Today I went for a CT of the Abdomen & Pelvis, Brain MRI, and Bone Scan. I won't know the results until Wednesday, but I am trying to stay in the moment. I tell my clients to take their recovery "One Day at a Time," but when you actually are forced to do it, it is the hardest. 

This Stage IV diagnosis has been harder than the first. I took the first with stride. I knew stage 2 was curable. I know Stage 4 is a chronic disease, that can be cured, but it is much tricker than that. You start to worry about what you could have done to prevent this. I contemplate the poor choices I made in my past. Did I get cancer, because:
   1. I was being fed Birth Control pills for PMDD & cramps that would leave me parylyzed. (how the hell did I        know that cancer is fueled by estrogen, I thought only unhealthy people got cancer)
   2. From 18-23 I liked tanning, I did not like sunblock & I had a good tan. I still went to the beach after cancer, maybe it is the sun's fault (wait, I do not have skin cancer)
   3. Maybe it is because for a while I liked to drink & drinking liked me, but honestly if that caused it than every person under 30 would have breast cancer
   4. Maybe it is because I ate like crap ... that was almost 6yrs ago
Granted there can be no cause for this. WE ALL HAVE CANCER CELLS IN OUR BODIES. Mine just got turned on. My body was my temple, but my body fought back. Now, I have to fight the cancer. 

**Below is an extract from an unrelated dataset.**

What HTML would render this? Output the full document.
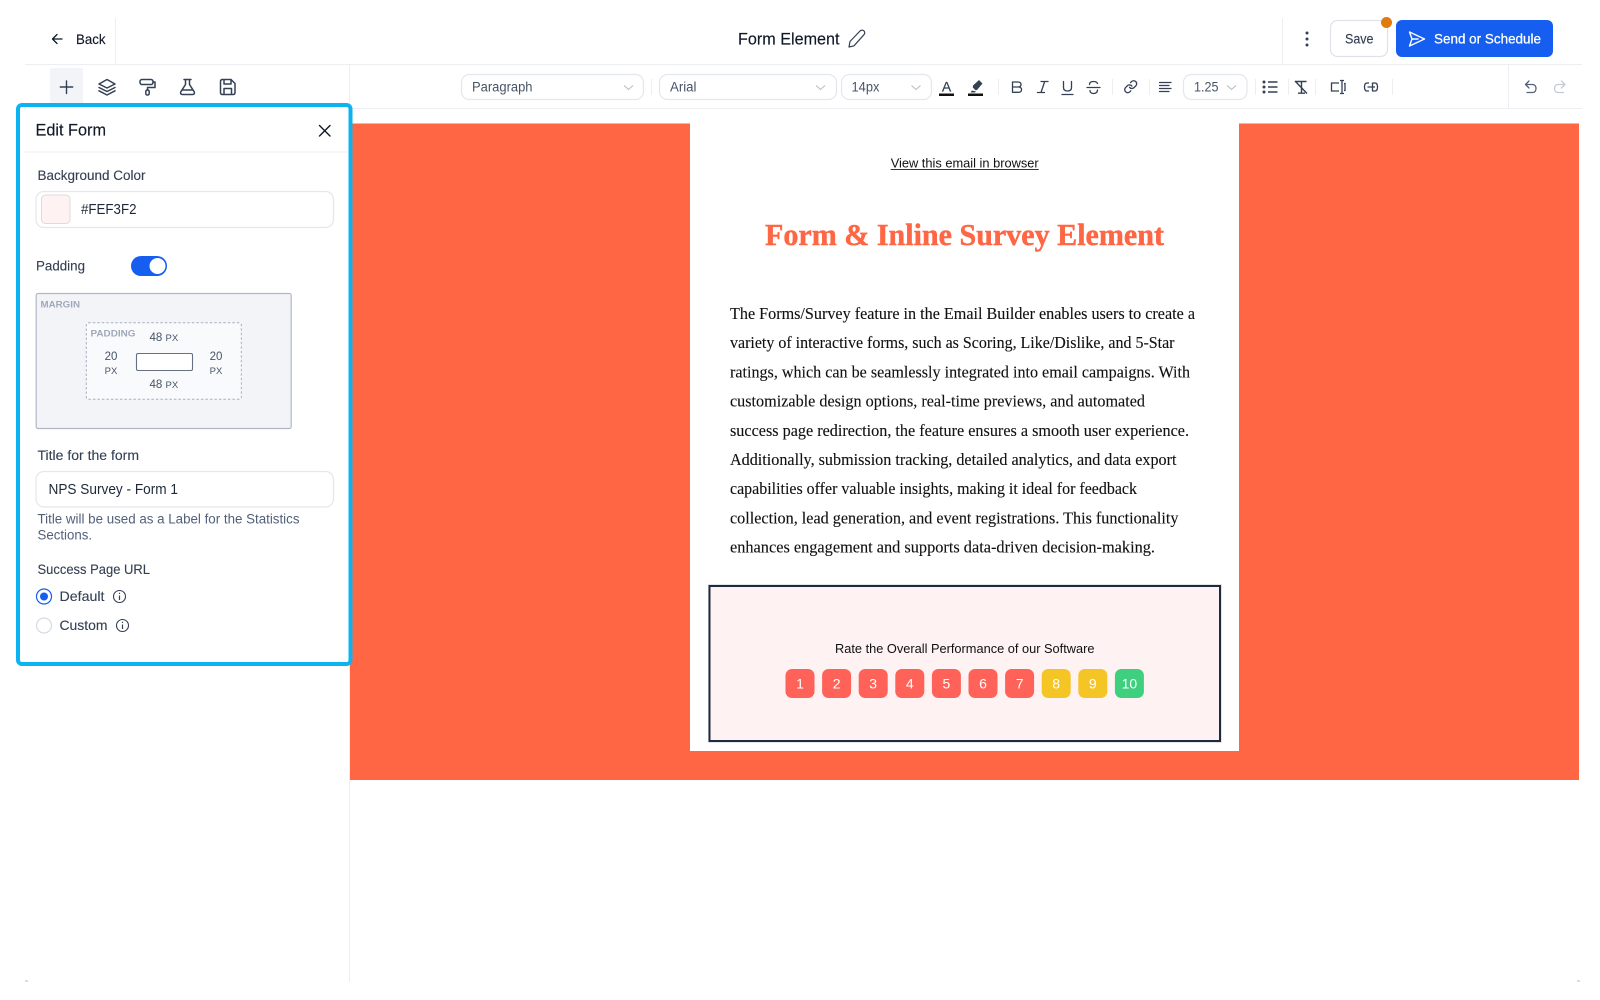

Do not get me wrong, I have spent the last 4 days concerned about my future. I know I will never be able to bear a child. That honestly does not bother me, I can adopt or get a surrogate. The thing that bothers me the most is worrying if I will marry my boyfriend, get old with him, and actually get a gray hair before my body stops working. 

This is my reality. This is what living with Stage IV cancer is like. This is why I have to live in the present. I cannot worry about what next week will bring. I need to stay mindful and focused in the present & the only things in my future I know is that:
  1. I will see my doctor & I will have a plan by next Wed
  2. Stage IV cancer will not stop me from LIVING - I plan on traveling and living as normal of a life that I can live
  3. I will always love my Kyle, my family & my friends
  4. That I will always be myself
Everything else is truly a wash when it comes down to it. 

A good friend of mine, who has Stage IV cancer, told me we are 3D. It does not mean the end. We will even wear 3D glasses to chemo to make a point - Stage IV does not mean death. There are plenty of documented and undocumented cases of people beating this, being cured for years, or even LIVING with mets.